Task instructions: Exactly repeat the material, dropping only the pictures.

*** Available data ***

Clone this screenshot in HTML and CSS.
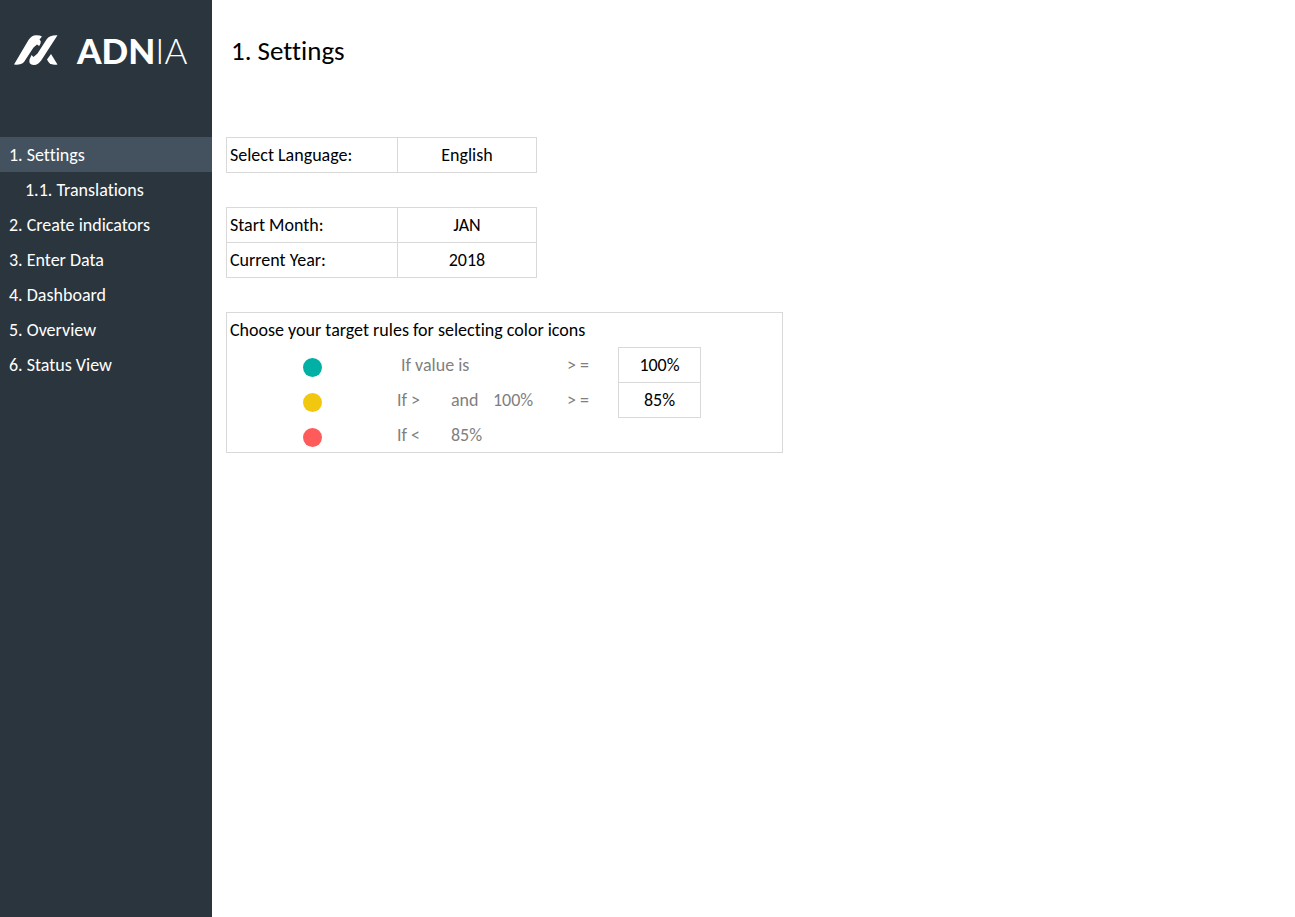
FILE: index.html
```html
<!DOCTYPE html>
<html lang="en">
<head>
<meta charset="utf-8">
<meta name="viewport" content="width=device-width, initial-scale=1">
<title>Adnia - Settings</title>
<link rel="stylesheet" href="styles.css">
</head>
<body>
<div class="app">
  <aside class="sidebar">
    <div class="brand">
      <svg class="brand-mark" viewBox="0 0 44 31" aria-hidden="true">
        <path d="M0 29.500L14.500 5Q17.500 0.500 22 0.300Q26 0.200 28 1.500L25.500 4.500Q27.500 6 26.500 8.500L25.200 11L23 9.500L19.500 12.500L10 27Q7 30.200 0 29.500Z"/>
        <path d="M43.500 0.300L27.500 25Q24 30.300 19.500 30Q14.500 29.500 15.500 24.500L17.500 20L19.500 22L23.500 18.500L32.500 4.500Q35.500 0 43.500 0.300Z"/>
        <path d="M37 19L43.500 29.500Q37 30.500 34.500 27L33 24.500Z"/>
      </svg>
      <span class="brand-name">ADN<span class="brand-light">IA</span></span>
    </div>
    <nav class="nav">
      <a class="nav-link active" href="#settings" aria-current="page">1. Settings</a>
      <a class="nav-link sub" href="#translations">1.1. Translations</a>
      <a class="nav-link" href="#indicators">2. Create indicators</a>
      <a class="nav-link" href="#data">3. Enter Data</a>
      <a class="nav-link" href="#dashboard">4. Dashboard</a>
      <a class="nav-link" href="#overview">5. Overview</a>
      <a class="nav-link" href="#status">6. Status View</a>
    </nav>
  </aside>
  <main class="main">
    <h1 class="title">1. Settings</h1>
    <form class="settings">
      <div class="fields">
        <div class="field">
          <label class="label" for="language">Select Language:</label>
          <select class="control" id="language"><option>English</option></select>
        </div>
      </div>
      <div class="fields">
        <div class="field">
          <label class="label" for="month">Start Month:</label>
          <select class="control" id="month"><option>JAN</option></select>
        </div>
        <div class="field">
          <label class="label" for="year">Current Year:</label>
          <input class="control" id="year" type="text" value="2018">
        </div>
      </div>
      <section class="rules">
        <h2 class="rules-title">Choose your target rules for selecting color icons</h2>
        <div class="rule">
          <span class="dot green"></span>
          <label class="wide" for="green-min">If value is</label>
          <span>&gt; =</span>
          <input class="limit" id="green-min" type="text" value="100%">
        </div>
        <div class="rule">
          <span class="dot yellow"></span>
          <label for="yellow-min">If &gt;</label>
          <span>and</span>
          <span>100%</span>
          <span>&gt; =</span>
          <input class="limit" id="yellow-min" type="text" value="85%">
        </div>
        <div class="rule">
          <span class="dot red"></span>
          <span>If &lt;</span>
          <span>85%</span>
        </div>
      </section>
    </form>
  </main>
</div>
</body>
</html>
```
FILE: styles.css
```css
* {
  box-sizing: border-box;
}

body {
  margin: 0;
  background: #fff;
  color: #000;
  font-family: Carlito, Lato, sans-serif;
  font-size: 18px;
  font-variant-ligatures: none;
  line-height: 20px;
}

.app {
  display: flex;
  min-height: 100vh;
}

.sidebar {
  flex: 0 0 212px;
  background: #2b353e;
  color: #fff;
}

.brand {
  display: flex;
  align-items: center;
  gap: 19px;
  height: 137px;
  padding: 0 0 37px 14px;
}

.brand-mark {
  width: 44px;
  height: 31px;
  fill: #fff;
}

.brand-name {
  font-family: Lato, sans-serif;
  font-size: 35px;
  font-weight: 900;
  line-height: 38px;
}

.brand-light {
  font-weight: 300;
}

.nav {
  display: flex;
  flex-direction: column;
}

.nav-link {
  padding: 8px 9px 7px;
  color: #fff;
  text-decoration: none;
}

.nav-link.active {
  background: #44525f;
}

.nav-link.sub {
  padding-left: 25px;
}

.main {
  flex: 1;
  min-width: 0;
  padding: 0 14px;
}

.title {
  display: flex;
  align-items: center;
  height: 137px;
  margin: 0;
  padding: 0 5px 36px;
  font-size: 27px;
  font-weight: 400;
  line-height: 32px;
}

.settings {
  display: flex;
  flex-direction: column;
  gap: 34px;
}

.fields {
  width: 100%;
  max-width: 311px;
  border: 1px solid #d9d9d9;
}

.field {
  display: grid;
  grid-template-columns: 11fr 9fr;
}

.field + .field {
  border-top: 1px solid #d9d9d9;
}

.label {
  padding: 7px 3px;
}

.control {
  min-width: 0;
  height: 34px;
  margin: 0;
  padding: 0;
  border: 0;
  border-left: 1px solid #d9d9d9;
  border-radius: 0;
  background: #fff;
  color: #000;
  font: inherit;
  text-align: center;
  text-align-last: center;
  appearance: none;
}

.rules {
  width: 100%;
  max-width: 557px;
  border: 1px solid #d9d9d9;
}

.rules-title {
  margin: 0;
  padding: 7px 3px;
  font-size: inherit;
  font-weight: 400;
}

.rule {
  display: grid;
  grid-template-columns: 170px 54px 42px 74px 51px 83px;
  align-items: center;
  height: 35px;
  color: #7f7f7f;
}

.wide {
  grid-column: span 3;
  padding-left: 4px;
}

.dot {
  width: 19px;
  height: 19px;
  margin-top: 5px;
  border-radius: 50%;
  justify-self: center;
}

.green {
  background: #00b0a5;
}

.yellow {
  background: #f1c70f;
}

.red {
  background: #ff5b5b;
}

.limit {
  align-self: start;
  width: 100%;
  height: 36px;
  margin: 0;
  padding: 0;
  border: 1px solid #d9d9d9;
  border-radius: 0;
  background: #fff;
  color: #000;
  font: inherit;
  text-align: center;
}
```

***

Answer to this task:
Clone this screenshot in HTML and CSS.
FILE: index.html
```html
<!DOCTYPE html>
<html lang="en">
<head>
<meta charset="utf-8">
<meta name="viewport" content="width=device-width, initial-scale=1">
<title>Adnia - Settings</title>
<link rel="stylesheet" href="styles.css">
</head>
<body>
<div class="app">
  <aside class="sidebar">
    <div class="brand">
      <svg class="brand-mark" viewBox="0 0 44 31" aria-hidden="true">
        <path d="M0 29.500L14.500 5Q17.500 0.500 22 0.300Q26 0.200 28 1.500L25.500 4.500Q27.500 6 26.500 8.500L25.200 11L23 9.500L19.500 12.500L10 27Q7 30.200 0 29.500Z"/>
        <path d="M43.500 0.300L27.500 25Q24 30.300 19.500 30Q14.500 29.500 15.500 24.500L17.500 20L19.500 22L23.500 18.500L32.500 4.500Q35.500 0 43.500 0.300Z"/>
        <path d="M37 19L43.500 29.500Q37 30.500 34.500 27L33 24.500Z"/>
      </svg>
      <span class="brand-name">ADN<span class="brand-light">IA</span></span>
    </div>
    <nav class="nav">
      <a class="nav-link active" href="#settings" aria-current="page">1. Settings</a>
      <a class="nav-link sub" href="#translations">1.1. Translations</a>
      <a class="nav-link" href="#indicators">2. Create indicators</a>
      <a class="nav-link" href="#data">3. Enter Data</a>
      <a class="nav-link" href="#dashboard">4. Dashboard</a>
      <a class="nav-link" href="#overview">5. Overview</a>
      <a class="nav-link" href="#status">6. Status View</a>
    </nav>
  </aside>
  <main class="main">
    <h1 class="title">1. Settings</h1>
    <form class="settings">
      <div class="fields">
        <div class="field">
          <label class="label" for="language">Select Language:</label>
          <select class="control" id="language"><option>English</option></select>
        </div>
      </div>
      <div class="fields">
        <div class="field">
          <label class="label" for="month">Start Month:</label>
          <select class="control" id="month"><option>JAN</option></select>
        </div>
        <div class="field">
          <label class="label" for="year">Current Year:</label>
          <input class="control" id="year" type="text" value="2018">
        </div>
      </div>
      <section class="rules">
        <h2 class="rules-title">Choose your target rules for selecting color icons</h2>
        <div class="rule">
          <span class="dot green"></span>
          <label class="wide" for="green-min">If value is</label>
          <span>&gt; =</span>
          <input class="limit" id="green-min" type="text" value="100%">
        </div>
        <div class="rule">
          <span class="dot yellow"></span>
          <label for="yellow-min">If &gt;</label>
          <span>and</span>
          <span>100%</span>
          <span>&gt; =</span>
          <input class="limit" id="yellow-min" type="text" value="85%">
        </div>
        <div class="rule">
          <span class="dot red"></span>
          <span>If &lt;</span>
          <span>85%</span>
        </div>
      </section>
    </form>
  </main>
</div>
</body>
</html>
```
FILE: styles.css
```css
* {
  box-sizing: border-box;
}

body {
  margin: 0;
  background: #fff;
  color: #000;
  font-family: Carlito, Lato, sans-serif;
  font-size: 18px;
  font-variant-ligatures: none;
  line-height: 20px;
}

.app {
  display: flex;
  min-height: 100vh;
}

.sidebar {
  flex: 0 0 212px;
  background: #2b353e;
  color: #fff;
}

.brand {
  display: flex;
  align-items: center;
  gap: 19px;
  height: 137px;
  padding: 0 0 37px 14px;
}

.brand-mark {
  width: 44px;
  height: 31px;
  fill: #fff;
}

.brand-name {
  font-family: Lato, sans-serif;
  font-size: 35px;
  font-weight: 900;
  line-height: 38px;
}

.brand-light {
  font-weight: 300;
}

.nav {
  display: flex;
  flex-direction: column;
}

.nav-link {
  padding: 8px 9px 7px;
  color: #fff;
  text-decoration: none;
}

.nav-link.active {
  background: #44525f;
}

.nav-link.sub {
  padding-left: 25px;
}

.main {
  flex: 1;
  min-width: 0;
  padding: 0 14px;
}

.title {
  display: flex;
  align-items: center;
  height: 137px;
  margin: 0;
  padding: 0 5px 36px;
  font-size: 27px;
  font-weight: 400;
  line-height: 32px;
}

.settings {
  display: flex;
  flex-direction: column;
  gap: 34px;
}

.fields {
  width: 100%;
  max-width: 311px;
  border: 1px solid #d9d9d9;
}

.field {
  display: grid;
  grid-template-columns: 11fr 9fr;
}

.field + .field {
  border-top: 1px solid #d9d9d9;
}

.label {
  padding: 7px 3px;
}

.control {
  min-width: 0;
  height: 34px;
  margin: 0;
  padding: 0;
  border: 0;
  border-left: 1px solid #d9d9d9;
  border-radius: 0;
  background: #fff;
  color: #000;
  font: inherit;
  text-align: center;
  text-align-last: center;
  appearance: none;
}

.rules {
  width: 100%;
  max-width: 557px;
  border: 1px solid #d9d9d9;
}

.rules-title {
  margin: 0;
  padding: 7px 3px;
  font-size: inherit;
  font-weight: 400;
}

.rule {
  display: grid;
  grid-template-columns: 170px 54px 42px 74px 51px 83px;
  align-items: center;
  height: 35px;
  color: #7f7f7f;
}

.wide {
  grid-column: span 3;
  padding-left: 4px;
}

.dot {
  width: 19px;
  height: 19px;
  margin-top: 5px;
  border-radius: 50%;
  justify-self: center;
}

.green {
  background: #00b0a5;
}

.yellow {
  background: #f1c70f;
}

.red {
  background: #ff5b5b;
}

.limit {
  align-self: start;
  width: 100%;
  height: 36px;
  margin: 0;
  padding: 0;
  border: 1px solid #d9d9d9;
  border-radius: 0;
  background: #fff;
  color: #000;
  font: inherit;
  text-align: center;
}
```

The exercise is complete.